During testing, it was noticed that the channel's call pointer was not getting NULL'ed out after the reject/hangup.  I inserted a line of code near the end of the function sig_pri_hangup() in sig_pri.c (patch at the bottom) to set the call pointer to NULL, similar to most other sections of code where this is done after calling pri_hangup().  This has lead to now 72 hours of proper behavior.

My assumption is that my fix is going to lead to a memory leak of some kind simply because most calls that get hungup hit this chunk of sig_pri.c and behave normally.  I don't know where that pointer get's NULL'ed out normally, nor why it doesn't work when a call gets rejected.
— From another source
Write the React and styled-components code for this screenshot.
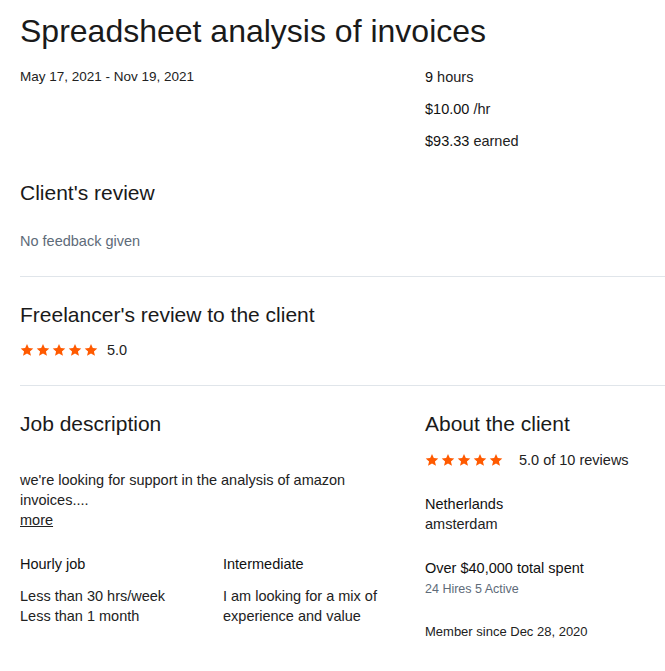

We believe this is potentially related to DAHLIN-254.

Again, I do not know where to look to fix this appropriately, or if this is the correct fix.  I just wanted someone to benefit from my sleepless, nights, hours of frustration, broken keyboards and heavy drinking over this issue.


-----------------
Relevant software
-----------------

libpri-1.4.11.5-1_centos5
asterisk-dahdi-1.8.7.1-1_centos5
asterisk18-core-1.8.7.0-2_centos5
dahdi-linux-2.5.0.1-1_centos5
(and associated dependencies)


-----------------
Relevant Hardware
-----------------

Communication controller: Digium, Inc. Wildcard TE420 quad-span T1/E1/J1 card 3.3V (PCI-Express) (5th gen) (rev 02)
*Ethernet controller: Digium, Inc. Wildcard TE121 single-span T1/E1/J1 card (PCI-Express) (rev 11)

*This board is not in use, and we also believe it to be faulty.  We do not think either of these points are relevant.


--------------
How to produce
--------------

Take a DID that lives on an ISDN PRI channel and Hangup(34) it.  I don't believe the 34 is relevant because this issue self-presents during other normally rejected calls (appears to be a 41 from the logs).  I should also mention that this is a few steps into the dialplan (although I did test it as the first and only step prior to knowing what the issue was; IIRC it was identical behavior), digit-fixup and a wait(1) for CNAM to come though.

Following this hangup, 'dahdi show channel 1' will show "PRI Flags: call" for the now-hungup call.

A call from the carrier (who in our case was using ascending channel selection) would get immediately rejected with a 44.  The next call would also hit this channel.  Basically, no more incoming calls would work on this or higher channels because no call would ever establish on that particular channel.  Eventually someone on a lower channel would hangup, allowing one call to establish correctly, explaining the 90% problem.

'dahdi restart' will clear the PRI Flags on the offending channel allowing it to work again (but also tearing down all other calls).


-------------
Patch Applied
-------------

The one-line patch to asterisk-1.8.7.0 is available at http://test.ctc.biz/sig_pri.c.patch.txt
Comments:By: Matt Jordan (mjordan) 2011-11-21 13:45:12.876-0600

There are some known issues with lib_pri that are addressed in both the 1.8 branch and 1.8.8-rc4.  Would it be possible to test using the 1.8.8 release candidate, or the 1.8 branch?

By: Richard Mudgett (rmudgett) 2011-11-21 13:46:09.378-0600

This issue is likely the result of ASTERISK-18687.

By: CJ Oster (lordvadr) 2011-11-22 09:02:38.241-0600

I can't test for at least a while.  This is a production system and I had an uprising on my hands.  I need stability for a couple of months.  We used to get stung by this bug roughly twice a day.  It's been 4 days now, with 3500 calls yesterday.  No memory leak or other problems.  I'll need to get a dev system together, but its not an absolute must for us to be on 1.8--it just made sense to have the features available.  

If Digium wants to donate the hardware and a PRI, I'll be happy to be a test bed--even give the devs access to the box.

After a week of complete instability, I'd say this is a pretty serious bug.  In any case, I don't really care about the what's and why's, I just wanted to share with you folks what I found.

By: Leif Madsen (lmadsen) 2011-11-29 11:24:12.650-0600

Based on feedback from developers and the inability for the reporter to continue testing, I'm closing this issue as potentially fixed in 1.8.8.0.